In 2017 the Dutch Labour Party was reduced to 5.7% of the vote in the Netherlands general election (down from 24.8% in 2012). The French Socialist Party fell to 6.4% in the first round of the Presidential election (down from 28.6% in the 2012 first round). Also the Social Democratic Party of Germany only secured 20.5% of the vote in the federal elections – it’s smallest vote share in the post 1945 era (down from 25.8% in 2013).

This year in June’s Italian general election the vote of the centre-left coalition, led by Matteo Renzi, fell to 22.9% (from 29.5% in 2013), allowing a far right coalition to take up office. In Sweden in September the Social Democratic party only secured 28.3 per cent, its lowest vote since 1908 and to date no stable government has been formed there.

Corbyn’s agenda is saving Labour

Corbyn’s anti-austerity manifesto in 2017 underpinned Labour’s rapid rise in that election – achieving a 40 per cent share of the vote, 9.6 per cent higher than in the 2015 election. The party’s support increased by approximately 15 per cent during the seven week campaign. Labour’s support under Corbyn is far higher than the right wing socialist parties in Europe.

Labour could win a general election if one was called now. Its current standing in opinion polls is generally above 35 per cent, similar to the Tories. This high level of support is due to Labour being unambiguously led from the left. Plus its strengthened position in parliament, since last year’s election, has made it more difficult for the Tories to advance policies which would be derailed by rebellions on their own side. If Labour’s next Leader is not from its left wing the party can expect a similar fate to social democracy elsewhere in Europe.
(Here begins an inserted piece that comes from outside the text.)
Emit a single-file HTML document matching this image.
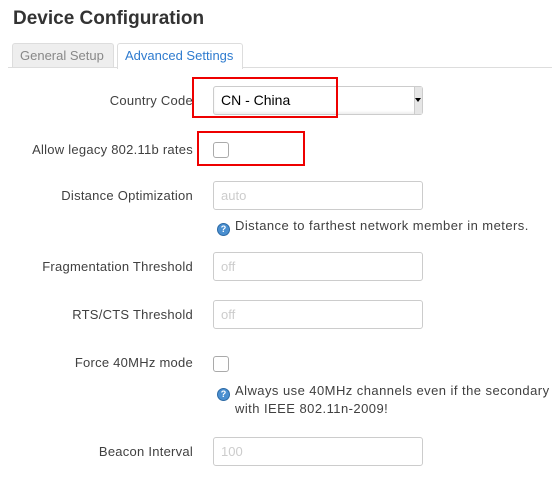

The steady advance of the far right across Europe is a particular threat to Black and other ethnic minorities and religious communities and also to trade unions. In Britain the mass appeal of Corbyn’s popular agenda is helping to restrain the far right’s advance, but this would change if the next Labour leaders is not from the left. That would allow the potential space for the far right to grow.

Leadership nominations – MPs threshold should not be 10%

Analysing the interrelation of the political situation with the effect of the MPs’ a ten per cent nomination threshold, this is that it will ensure that Labour’s members and Affiliated Supporters (the individual trade unionists who vote in leadership elections) do not have a Corbynista candidate to vote for in the next leadership election. It is an undemocratic measure to block members from being able vote for their preferred candidate. This veto against the left needs to be removed, with the MPs’ threshold reduced to a maximum of five per cent. Five per cent was the level it was at in 1988.

This year’s Labour conference maintained the MPs ten per cent threshold in Labour’s rule book and added a requirement that nominees also secure the nomination of either five per cent of CLPs or five per cent of unions (the precise formula being: at least 3 affiliates – at least 2 of which shall be trade union affiliates – comprising 5 per cent of affiliated membership).

Ending the MPs’ ten per cent threshold should be a priority for activists on the left, both in the unions and in amongst Labour’s members. What is needed at the next Labour conference is an agreement between the unions and Corbyn’s supporters in the CLPs to reduce the MPs threshold to five per cent. If the unions want to have their own veto, for example set at five per cent, that should be accepted as it is entirely reasonable. What should not be accepted is the continuation of the MPs’ veto, allowing them to block Labour’s next leader coming from its left. Such an important issue as the leadership should be decided by Labour’s members and trade union affiliates.